The Food Demand Survey (FooDS) has now been ongoing for a full year!  

We've pulled together summary statistics on the key variables we've tracked over time.

For example, here is an index of awareness (how much people have heard or read about an issue in the preceding two weeks) and concern over the past year, for the four issues that seem to top the lists each month (in total, we track 17 items). 

Awareness is much more variable over time than is concern.  

The spike in awareness for Salmonella in October, 2013 corresponds with a widely publicized Salmonella outbreak from a California poultry processor (Foster Farms).  

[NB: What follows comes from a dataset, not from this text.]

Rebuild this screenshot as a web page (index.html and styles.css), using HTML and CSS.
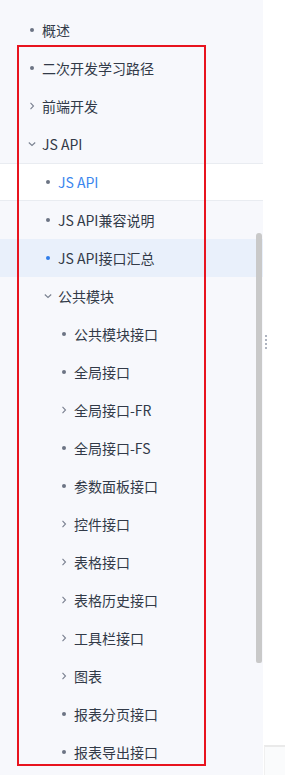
FILE: index.html
```html
<!DOCTYPE html>
<html lang="zh-CN">
<head>
  <meta charset="UTF-8" />
  <meta name="viewport" content="width=device-width, initial-scale=1.0" />
  <title>文档目录</title>
  <link rel="stylesheet" href="styles.css">
</head>
<body>
  <div class="layout">
    <aside class="sidebar">
      <ul class="tree">
        <li class="item lv1"><span class="dot"></span><span class="label">概述</span></li>
        <li class="item lv1"><span class="dot"></span><span class="label">二次开发学习路径</span></li>
        <li class="item lv1"><svg class="arrow" viewBox="0 0 8 8"><path d="M2.5 0.8 L5.5 4 L2.5 7.2" /></svg><span class="label">前端开发</span></li>
        <li class="item lv1"><svg class="arrow" viewBox="0 0 8 8"><path d="M0.8 2.5 L4 5.5 L7.2 2.5" /></svg><span class="label">JS API</span></li>
        <li class="item lv2 current"><span class="dot"></span><span class="label">JS API</span></li>
        <li class="item lv2"><span class="dot"></span><span class="label">JS API兼容说明</span></li>
        <li class="item lv2 selected"><span class="dot"></span><span class="label">JS API接口汇总</span></li>
        <li class="item lv2"><svg class="arrow" viewBox="0 0 8 8"><path d="M0.8 2.5 L4 5.5 L7.2 2.5" /></svg><span class="label">公共模块</span></li>
        <li class="item lv3"><span class="dot"></span><span class="label">公共模块接口</span></li>
        <li class="item lv3"><span class="dot"></span><span class="label">全局接口</span></li>
        <li class="item lv3"><svg class="arrow" viewBox="0 0 8 8"><path d="M2.5 0.8 L5.5 4 L2.5 7.2" /></svg><span class="label">全局接口-FR</span></li>
        <li class="item lv3"><span class="dot"></span><span class="label">全局接口-FS</span></li>
        <li class="item lv3"><span class="dot"></span><span class="label">参数面板接口</span></li>
        <li class="item lv3"><svg class="arrow" viewBox="0 0 8 8"><path d="M2.5 0.8 L5.5 4 L2.5 7.2" /></svg><span class="label">控件接口</span></li>
        <li class="item lv3"><svg class="arrow" viewBox="0 0 8 8"><path d="M2.5 0.8 L5.5 4 L2.5 7.2" /></svg><span class="label">表格接口</span></li>
        <li class="item lv3"><svg class="arrow" viewBox="0 0 8 8"><path d="M2.5 0.8 L5.5 4 L2.5 7.2" /></svg><span class="label">表格历史接口</span></li>
        <li class="item lv3"><svg class="arrow" viewBox="0 0 8 8"><path d="M2.5 0.8 L5.5 4 L2.5 7.2" /></svg><span class="label">工具栏接口</span></li>
        <li class="item lv3"><svg class="arrow" viewBox="0 0 8 8"><path d="M2.5 0.8 L5.5 4 L2.5 7.2" /></svg><span class="label">图表</span></li>
        <li class="item lv3"><span class="dot"></span><span class="label">报表分页接口</span></li>
        <li class="item lv3"><span class="dot"></span><span class="label">报表导出接口</span></li>
      </ul>
      <div class="scroll-thumb"></div>
      <div class="highlight-box"></div>
    </aside>

    <div class="content">
      <div class="drag-handle">
        <span></span><span></span><span></span><span></span>
      </div>
      <div class="content-foot"></div>
    </div>
  </div>
</body>
</html>
```

FILE: styles.css
```css
* {
  margin: 0;
  padding: 0;
  box-sizing: border-box;
}

body {
  background: #fff;
  font-family: "Noto Sans CJK SC", "Liberation Sans", sans-serif;
  height: 775px;
  overflow: hidden;
}

.layout {
  display: flex;
  height: 100%;
}

.sidebar {
  position: relative;
  width: 263px;
  flex-shrink: 0;
  background: #f7f8fc;
  overflow: hidden;
}

.tree {
  list-style: none;
  padding-top: 11px;
}

.item {
  display: flex;
  align-items: center;
  height: 38px;
  font-size: 14px;
  color: #323a48;
  white-space: nowrap;
}

.item.lv1 { padding-left: 28px; }
.item.lv2 { padding-left: 44px; }
.item.lv3 { padding-left: 60px; }

.dot,
.arrow {
  width: 8px;
  flex-shrink: 0;
  margin-right: 6px;
}

.dot {
  display: flex;
  justify-content: center;
}

.dot::before {
  content: "";
  width: 4px;
  height: 4px;
  border-radius: 50%;
  background: #6c7484;
}

.arrow {
  height: 8px;
}

.arrow path {
  fill: none;
  stroke: #7a8190;
  stroke-width: 1.1;
}

.label {
  line-height: 20px;
}

.item.current {
  background: #fff;
  border-top: 1px solid #e9ecf1;
  border-bottom: 1px solid #e9ecf1;
}

.item.current .label {
  color: #3a86ee;
}

.item.selected {
  background: #e9f0fb;
}

.item.selected .dot::before {
  background: #2f7de9;
}

.scroll-thumb {
  position: absolute;
  left: 256px;
  top: 233px;
  width: 6px;
  height: 430px;
  border-radius: 3px 3px 2px 2px;
  background: #c9c9c9;
}

.highlight-box {
  position: absolute;
  left: 17px;
  top: 45px;
  width: 189px;
  height: 721px;
  border: 2px solid #e8141f;
}

.content {
  flex: 1;
  display: flex;
  flex-direction: column;
  justify-content: space-between;
  background: #fff;
}

.drag-handle {
  display: flex;
  flex-direction: column;
  gap: 2px;
  margin: 335px 0 0 2px;
}

.drag-handle span {
  width: 2px;
  height: 2px;
  background: #aeb4c0;
}

.content-foot {
  height: 30px;
  margin-left: 1px;
  border-top: 2px solid #eaeaea;
  border-left: 1px solid #f0f0f0;
  background: #fafbfc;
}
```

It interesting to compare the Salmonella spike in awareness with external data sources.  I searched the term "Foster farms" (shown in blue below) and "Salmonella" (shown in red below) in Google trends over the past year.  Google trends, according to Wikipedia,  "shows how often a particular search-term is entered relative to the total search-volume."  The volume of searches measured by Google, both the October spike and the smaller rise in January and February, match up quite will with our measure of awareness shown in figure 2 above.  

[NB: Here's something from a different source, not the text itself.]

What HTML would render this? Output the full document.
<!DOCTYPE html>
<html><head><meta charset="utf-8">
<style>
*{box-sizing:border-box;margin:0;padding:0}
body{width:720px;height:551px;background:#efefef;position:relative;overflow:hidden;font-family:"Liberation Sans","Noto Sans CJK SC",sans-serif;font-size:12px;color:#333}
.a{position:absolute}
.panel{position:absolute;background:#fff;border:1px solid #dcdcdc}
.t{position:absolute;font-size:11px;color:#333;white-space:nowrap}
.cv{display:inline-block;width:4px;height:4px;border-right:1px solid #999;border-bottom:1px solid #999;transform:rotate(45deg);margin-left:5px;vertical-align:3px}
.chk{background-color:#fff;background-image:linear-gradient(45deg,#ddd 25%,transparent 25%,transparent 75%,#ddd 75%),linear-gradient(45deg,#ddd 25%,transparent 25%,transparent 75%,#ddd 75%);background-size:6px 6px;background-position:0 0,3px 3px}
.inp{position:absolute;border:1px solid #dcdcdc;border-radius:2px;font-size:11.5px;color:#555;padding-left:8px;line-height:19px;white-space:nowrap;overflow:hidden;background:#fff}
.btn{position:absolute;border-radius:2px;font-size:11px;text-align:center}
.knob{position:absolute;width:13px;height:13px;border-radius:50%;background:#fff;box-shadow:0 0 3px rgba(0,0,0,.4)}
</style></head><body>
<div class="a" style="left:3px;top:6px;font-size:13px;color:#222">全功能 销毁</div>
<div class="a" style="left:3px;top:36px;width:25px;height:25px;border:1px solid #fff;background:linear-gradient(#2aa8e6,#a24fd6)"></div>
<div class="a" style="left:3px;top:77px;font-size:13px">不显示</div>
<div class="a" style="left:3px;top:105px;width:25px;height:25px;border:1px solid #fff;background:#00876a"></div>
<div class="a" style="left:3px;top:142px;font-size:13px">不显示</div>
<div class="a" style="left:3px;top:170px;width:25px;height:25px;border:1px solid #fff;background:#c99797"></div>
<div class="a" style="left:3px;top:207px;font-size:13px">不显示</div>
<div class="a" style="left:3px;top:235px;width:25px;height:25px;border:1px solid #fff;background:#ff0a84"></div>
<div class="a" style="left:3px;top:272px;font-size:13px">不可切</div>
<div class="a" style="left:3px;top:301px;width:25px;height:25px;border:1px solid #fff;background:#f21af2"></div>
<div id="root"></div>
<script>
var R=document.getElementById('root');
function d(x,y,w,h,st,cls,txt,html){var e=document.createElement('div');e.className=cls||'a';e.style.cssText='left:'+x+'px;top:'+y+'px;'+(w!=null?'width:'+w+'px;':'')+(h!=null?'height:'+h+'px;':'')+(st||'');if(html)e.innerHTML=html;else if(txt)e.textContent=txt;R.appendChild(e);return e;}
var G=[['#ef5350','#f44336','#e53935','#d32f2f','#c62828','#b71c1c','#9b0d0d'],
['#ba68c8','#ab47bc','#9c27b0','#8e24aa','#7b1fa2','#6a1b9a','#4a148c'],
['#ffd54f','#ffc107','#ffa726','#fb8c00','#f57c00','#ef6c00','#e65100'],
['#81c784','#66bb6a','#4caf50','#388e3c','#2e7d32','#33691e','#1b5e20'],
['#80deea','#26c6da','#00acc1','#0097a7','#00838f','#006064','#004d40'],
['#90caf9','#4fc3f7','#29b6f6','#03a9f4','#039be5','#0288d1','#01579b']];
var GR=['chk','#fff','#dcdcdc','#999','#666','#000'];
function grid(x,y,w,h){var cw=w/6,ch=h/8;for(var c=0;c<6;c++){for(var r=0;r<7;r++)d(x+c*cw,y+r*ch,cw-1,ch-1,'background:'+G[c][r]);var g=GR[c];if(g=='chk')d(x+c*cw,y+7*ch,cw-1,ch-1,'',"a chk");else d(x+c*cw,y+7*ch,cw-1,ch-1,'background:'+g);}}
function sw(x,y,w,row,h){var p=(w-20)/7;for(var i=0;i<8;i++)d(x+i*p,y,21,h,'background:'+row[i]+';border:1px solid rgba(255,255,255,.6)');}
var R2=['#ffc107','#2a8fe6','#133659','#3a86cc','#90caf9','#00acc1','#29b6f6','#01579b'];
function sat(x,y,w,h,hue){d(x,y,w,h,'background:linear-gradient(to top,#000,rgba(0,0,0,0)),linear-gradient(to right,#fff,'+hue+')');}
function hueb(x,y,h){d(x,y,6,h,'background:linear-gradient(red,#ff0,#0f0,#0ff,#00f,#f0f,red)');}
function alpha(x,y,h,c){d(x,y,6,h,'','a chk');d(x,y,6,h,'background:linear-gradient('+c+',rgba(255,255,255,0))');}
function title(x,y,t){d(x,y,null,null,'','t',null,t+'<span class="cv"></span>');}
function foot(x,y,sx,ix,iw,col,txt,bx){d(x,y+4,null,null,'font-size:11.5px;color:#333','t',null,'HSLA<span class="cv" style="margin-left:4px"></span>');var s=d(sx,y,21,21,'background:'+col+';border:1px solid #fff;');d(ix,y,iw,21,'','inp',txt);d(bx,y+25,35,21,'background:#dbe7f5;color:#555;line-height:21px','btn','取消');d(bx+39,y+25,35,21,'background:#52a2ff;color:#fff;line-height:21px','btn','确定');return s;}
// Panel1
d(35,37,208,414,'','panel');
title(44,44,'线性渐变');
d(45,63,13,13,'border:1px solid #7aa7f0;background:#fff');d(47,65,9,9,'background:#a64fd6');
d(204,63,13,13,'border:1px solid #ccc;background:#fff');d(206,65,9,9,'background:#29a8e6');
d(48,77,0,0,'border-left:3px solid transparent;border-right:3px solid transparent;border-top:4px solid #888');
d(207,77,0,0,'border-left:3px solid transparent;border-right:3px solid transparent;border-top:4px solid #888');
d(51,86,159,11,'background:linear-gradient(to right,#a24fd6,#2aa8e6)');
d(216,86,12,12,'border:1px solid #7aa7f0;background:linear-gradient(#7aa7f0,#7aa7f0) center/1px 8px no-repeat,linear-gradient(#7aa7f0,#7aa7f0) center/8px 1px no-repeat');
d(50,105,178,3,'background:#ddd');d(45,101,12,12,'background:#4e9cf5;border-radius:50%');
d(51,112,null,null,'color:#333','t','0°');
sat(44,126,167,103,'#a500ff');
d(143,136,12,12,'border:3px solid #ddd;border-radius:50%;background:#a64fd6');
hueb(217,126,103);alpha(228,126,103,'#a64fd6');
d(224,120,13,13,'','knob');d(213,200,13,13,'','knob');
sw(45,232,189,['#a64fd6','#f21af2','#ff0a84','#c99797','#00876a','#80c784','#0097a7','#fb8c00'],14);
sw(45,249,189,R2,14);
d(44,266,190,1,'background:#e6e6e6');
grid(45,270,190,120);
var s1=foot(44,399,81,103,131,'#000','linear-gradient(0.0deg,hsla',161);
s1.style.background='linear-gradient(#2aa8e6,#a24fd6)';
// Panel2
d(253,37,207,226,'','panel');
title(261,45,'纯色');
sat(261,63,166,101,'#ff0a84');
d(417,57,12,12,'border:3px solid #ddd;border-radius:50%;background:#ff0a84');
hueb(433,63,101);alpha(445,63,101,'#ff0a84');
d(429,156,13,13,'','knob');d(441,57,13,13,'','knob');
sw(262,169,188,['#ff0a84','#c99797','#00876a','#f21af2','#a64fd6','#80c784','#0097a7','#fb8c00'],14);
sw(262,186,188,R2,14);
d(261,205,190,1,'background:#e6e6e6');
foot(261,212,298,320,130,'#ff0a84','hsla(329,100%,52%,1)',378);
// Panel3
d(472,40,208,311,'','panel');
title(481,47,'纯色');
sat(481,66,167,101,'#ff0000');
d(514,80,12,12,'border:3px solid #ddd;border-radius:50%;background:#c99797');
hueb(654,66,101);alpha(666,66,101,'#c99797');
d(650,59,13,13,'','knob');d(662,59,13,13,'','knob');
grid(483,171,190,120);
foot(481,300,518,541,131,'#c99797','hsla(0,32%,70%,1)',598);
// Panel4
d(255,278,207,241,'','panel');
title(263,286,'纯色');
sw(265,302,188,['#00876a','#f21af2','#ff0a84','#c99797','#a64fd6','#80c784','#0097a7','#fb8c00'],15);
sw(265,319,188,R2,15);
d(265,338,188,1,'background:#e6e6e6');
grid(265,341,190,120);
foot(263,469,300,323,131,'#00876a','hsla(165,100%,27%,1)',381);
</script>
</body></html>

Of course, the thing we have that Google analytic doesn't, is information on concern for issues on on willingness-to-pay for chicken and other meat products.

Curiously, despite the spike in awareness of Salmonella in October, we did not observe big changes in concern for Salmonella  or huge changes consumer willingness-to-pay or plans to buy chicken.  

Of course, our survey is more than just about this single incident or issue, but the preceding discussion is an example of the kinds of insights we hoped FooDS would deliver.